# [Directions]
Begin with the first line and repeat exactly through the line containing "import React from 'react';"; leave every image out.

# [Stored data]
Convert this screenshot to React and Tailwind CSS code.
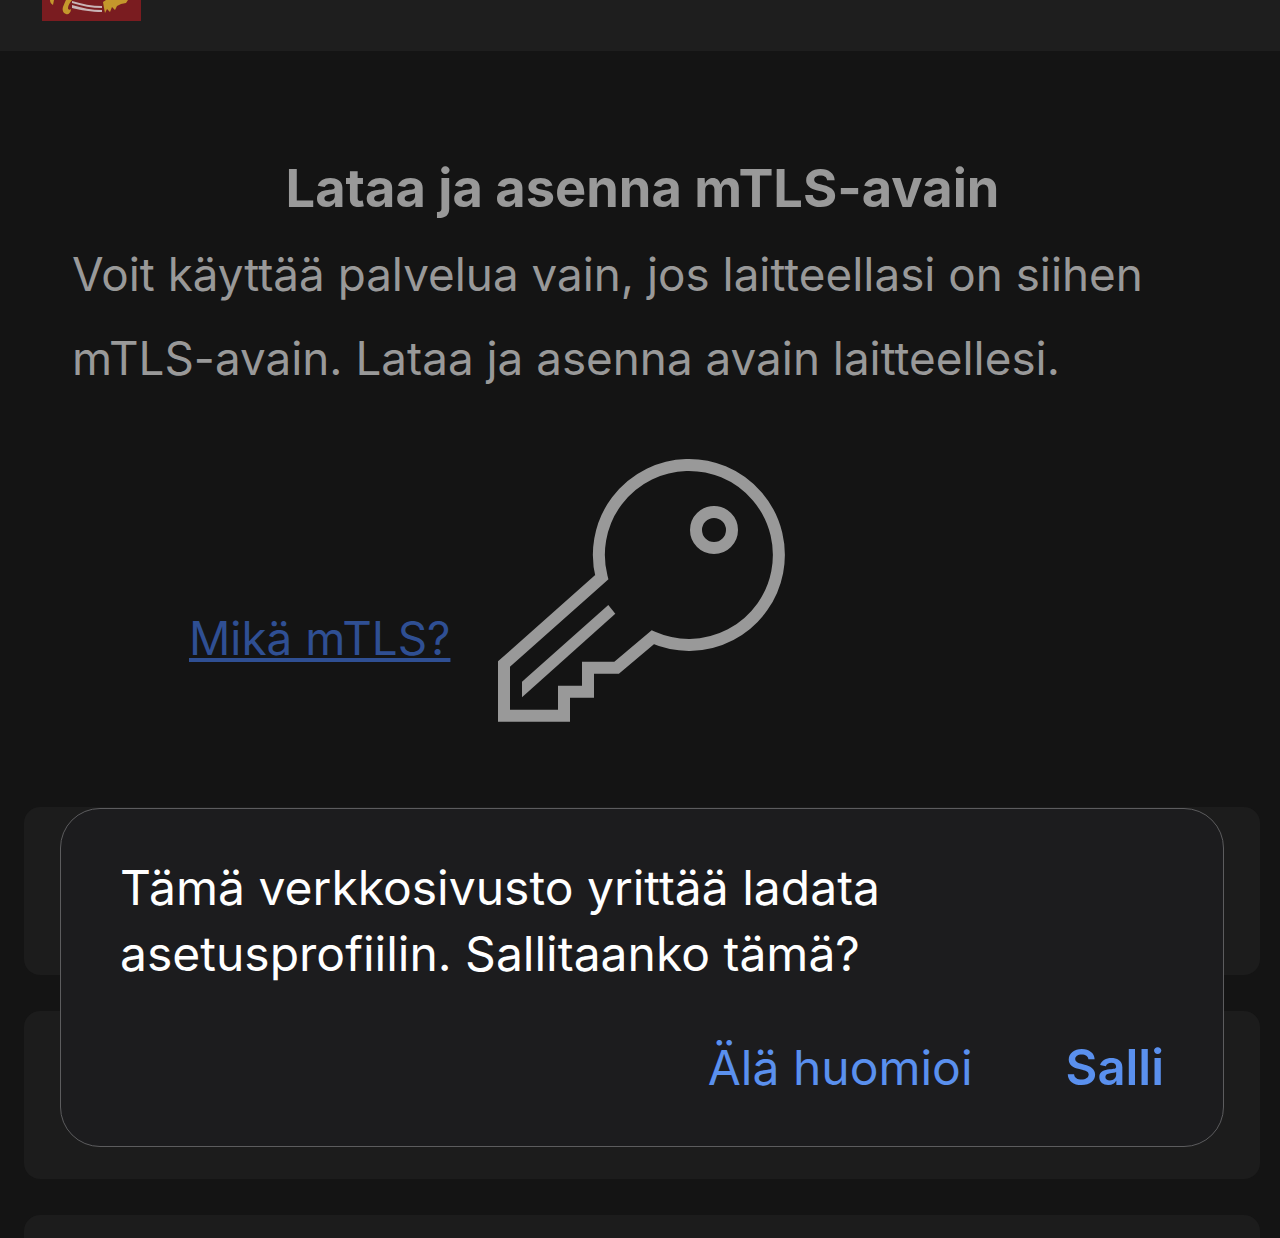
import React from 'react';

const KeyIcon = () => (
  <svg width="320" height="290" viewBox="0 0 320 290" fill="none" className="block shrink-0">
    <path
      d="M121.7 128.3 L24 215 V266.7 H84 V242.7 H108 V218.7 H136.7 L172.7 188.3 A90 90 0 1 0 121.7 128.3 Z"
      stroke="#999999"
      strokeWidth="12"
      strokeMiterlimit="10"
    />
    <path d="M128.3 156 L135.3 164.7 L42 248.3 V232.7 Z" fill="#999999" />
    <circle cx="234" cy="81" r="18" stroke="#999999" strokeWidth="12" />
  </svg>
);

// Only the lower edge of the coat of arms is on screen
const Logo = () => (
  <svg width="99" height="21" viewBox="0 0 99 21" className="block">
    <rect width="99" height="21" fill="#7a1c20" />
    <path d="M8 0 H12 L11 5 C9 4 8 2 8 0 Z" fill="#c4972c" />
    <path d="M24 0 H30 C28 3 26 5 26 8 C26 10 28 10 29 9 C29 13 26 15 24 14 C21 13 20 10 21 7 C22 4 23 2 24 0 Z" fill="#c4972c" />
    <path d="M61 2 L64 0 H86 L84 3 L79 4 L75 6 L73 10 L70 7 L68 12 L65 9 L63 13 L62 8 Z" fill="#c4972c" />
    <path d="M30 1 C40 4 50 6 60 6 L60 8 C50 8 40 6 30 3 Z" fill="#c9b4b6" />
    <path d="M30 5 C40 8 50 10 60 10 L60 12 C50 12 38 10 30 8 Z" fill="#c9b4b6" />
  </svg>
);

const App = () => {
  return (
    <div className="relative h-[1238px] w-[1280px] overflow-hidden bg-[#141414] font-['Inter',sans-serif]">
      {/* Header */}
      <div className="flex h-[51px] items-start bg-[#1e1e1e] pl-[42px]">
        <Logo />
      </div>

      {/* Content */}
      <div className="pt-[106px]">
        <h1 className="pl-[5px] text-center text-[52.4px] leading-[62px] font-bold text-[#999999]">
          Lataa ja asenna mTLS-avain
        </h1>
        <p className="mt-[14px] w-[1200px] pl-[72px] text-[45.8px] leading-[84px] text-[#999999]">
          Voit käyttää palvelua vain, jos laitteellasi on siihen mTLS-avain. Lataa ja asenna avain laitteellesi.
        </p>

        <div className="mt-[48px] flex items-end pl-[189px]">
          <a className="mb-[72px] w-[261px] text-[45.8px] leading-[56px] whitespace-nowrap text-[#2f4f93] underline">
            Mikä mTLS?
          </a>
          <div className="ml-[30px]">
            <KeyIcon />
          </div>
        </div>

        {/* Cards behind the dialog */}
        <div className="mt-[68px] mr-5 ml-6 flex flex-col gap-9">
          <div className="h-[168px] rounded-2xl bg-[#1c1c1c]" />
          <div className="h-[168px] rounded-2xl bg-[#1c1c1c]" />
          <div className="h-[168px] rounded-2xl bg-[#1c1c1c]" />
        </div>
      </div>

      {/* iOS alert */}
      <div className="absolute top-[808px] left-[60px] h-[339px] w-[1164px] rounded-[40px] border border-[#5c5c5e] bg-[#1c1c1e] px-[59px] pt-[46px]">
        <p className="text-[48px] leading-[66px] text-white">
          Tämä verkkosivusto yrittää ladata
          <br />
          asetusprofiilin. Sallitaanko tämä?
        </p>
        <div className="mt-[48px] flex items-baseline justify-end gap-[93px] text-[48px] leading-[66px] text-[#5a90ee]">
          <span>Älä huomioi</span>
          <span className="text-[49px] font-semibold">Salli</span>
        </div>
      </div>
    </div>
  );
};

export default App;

# [Exercise result]
Convert this screenshot to React and Tailwind CSS code.
import React from 'react';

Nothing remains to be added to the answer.